星への旅
吉村昭氏の初期作品を集めた1冊であり、以下の作品が収録されています。
- 鉄橋
- 少女架刑
- 透明標本
- 石の微笑
- 星への旅
- 白い道
表題にもなっている「星への旅」は吉村氏にとって始めて受賞した(太宰治賞)記念すべき作品です。
のちに歴史小説作家として広く知られることになる著者の作品ですが、その特徴は過度な演出や表現を抑え、まるでその場面が動画や音声で記録されていたかのような錯覚を起こすほど綿密な描写にあります。
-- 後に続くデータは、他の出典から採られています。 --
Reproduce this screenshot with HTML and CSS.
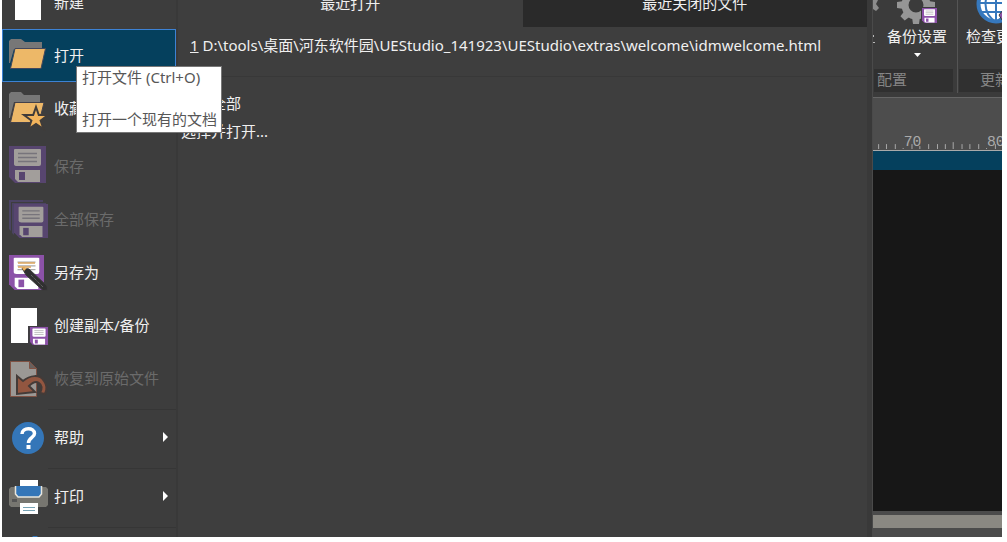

私もこうした吉村氏の作品に触れてファンになった経緯があります。
一方で本書に収められているのは歴史小説を手掛ける以前の作品ということもあり、かなり文学的な演出が意識されています。
つまり中期・後期以降の作品とはかなり雰囲気やアプローチが異なっており、良い意味で作家としての若さや野心を感じさせる内容です。
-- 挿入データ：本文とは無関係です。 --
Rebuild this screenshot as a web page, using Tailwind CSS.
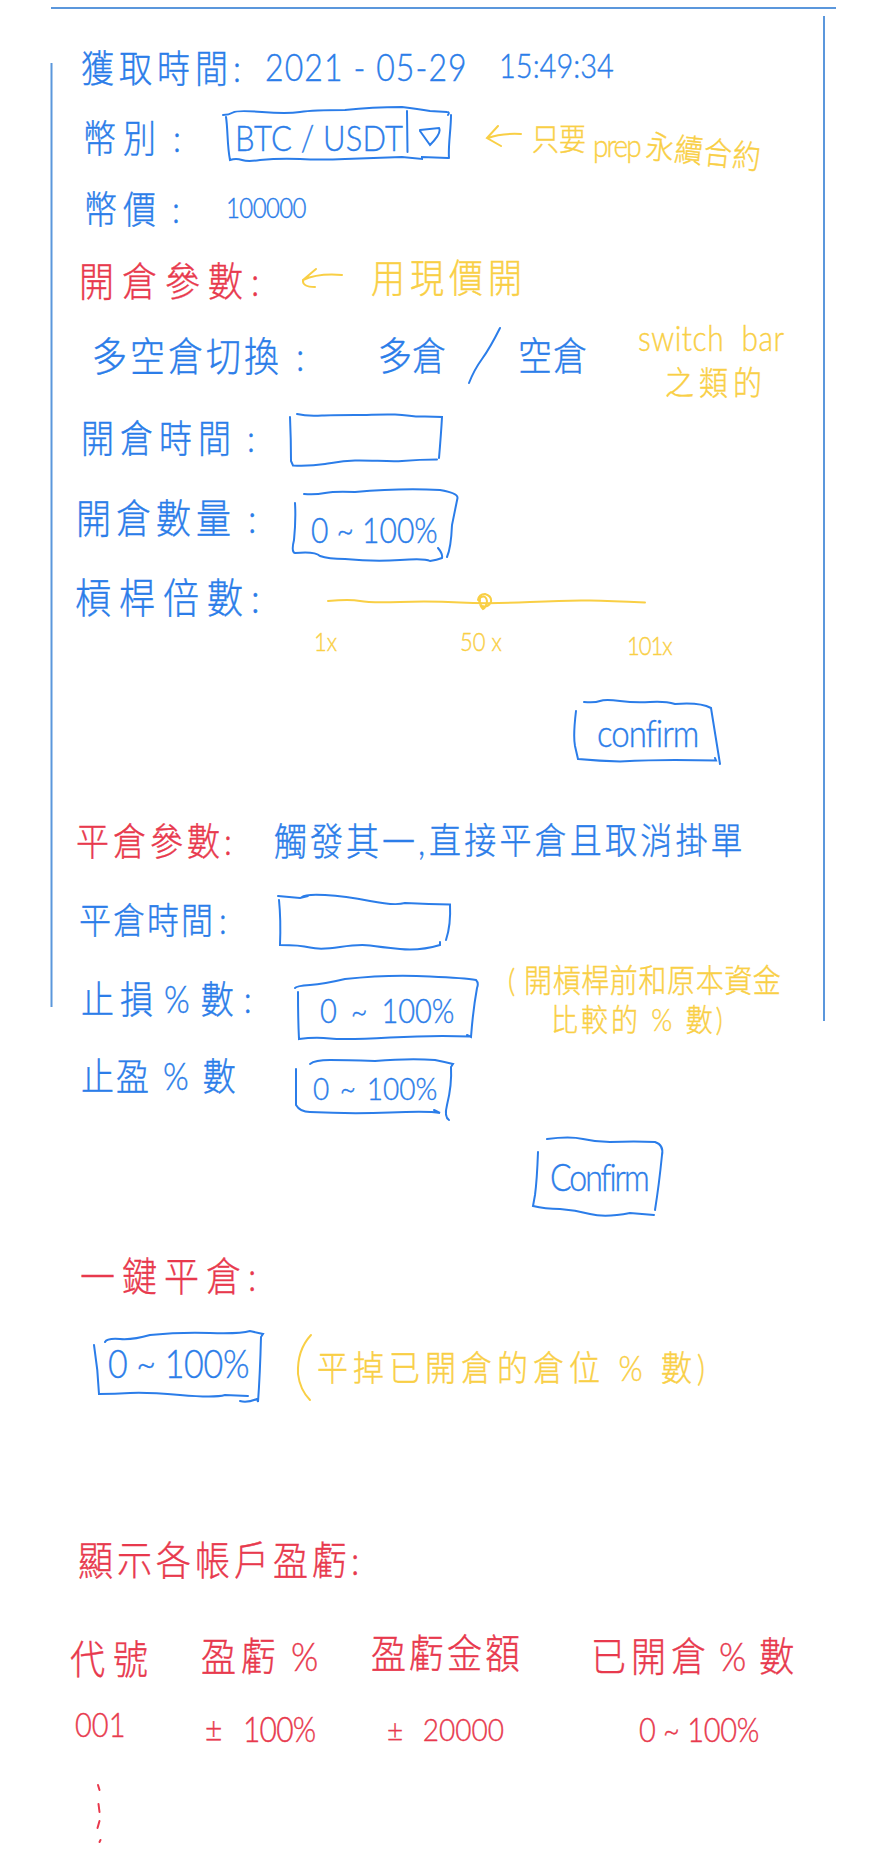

本書の作品はいずれも「死」をテーマにしたものであり、後年の作品にもたびたび登場するテーマではあるものの、本書の作品はいずれも「死」を直接的、かつ真正面から描いているイメージがあります。
個人的に気になった作品を幾つか紹介してみたいと思います。
「少女架刑」は16歳という若さで亡くなった少女の意識が主人公であり、いわば幽体離脱のような形で両親によって自分の身体が病院へ献体され、そこで少しずつ切り刻まれてゆく過程を観察してゆくという、かなり冒険的な試みが取り入れられている作品です。
一方で「透明献体」は、人の死体から肉や脂肪、内蔵を除いて骨だけを取り出し、標本を作り病院や研究機関へ提供する老技師を主人公とした物語であり、先ほどの「少女架刑」とは対を成す作品であるといえます。
「星への旅」は、何不自由なく暮らしている若者たちが将来の目的、言い換えれば生きてゆく意味を見いだせずに「死んじゃおうか」というノリで集団自殺の旅へ出かける物語です。
いわゆる若者たちの衝動的な行動や暴走を描いた作品はほかの同世代の作家にもよく見られる傾向であり、のちに唯一無二の作風を確立してゆく著者が、駆け出しの頃とはいえ時代の流れを意識した野心的な作品を発表していたのが意外でした。
「白い道」は本書の中では唯一の私小説といえる作品であり、著者が戦中に体験した出来事を元にしています。
後年になり、こうした私小説風の短編を数多く発表するようになりますが、本作品はその先駆けとなる記念すべきものとなります。
どれも暗い雰囲気ではあるものの、純文学的な要素の多い作品であり、作家・吉村昭の原点を知る上で本書は欠かせない1冊であることは間違いありません。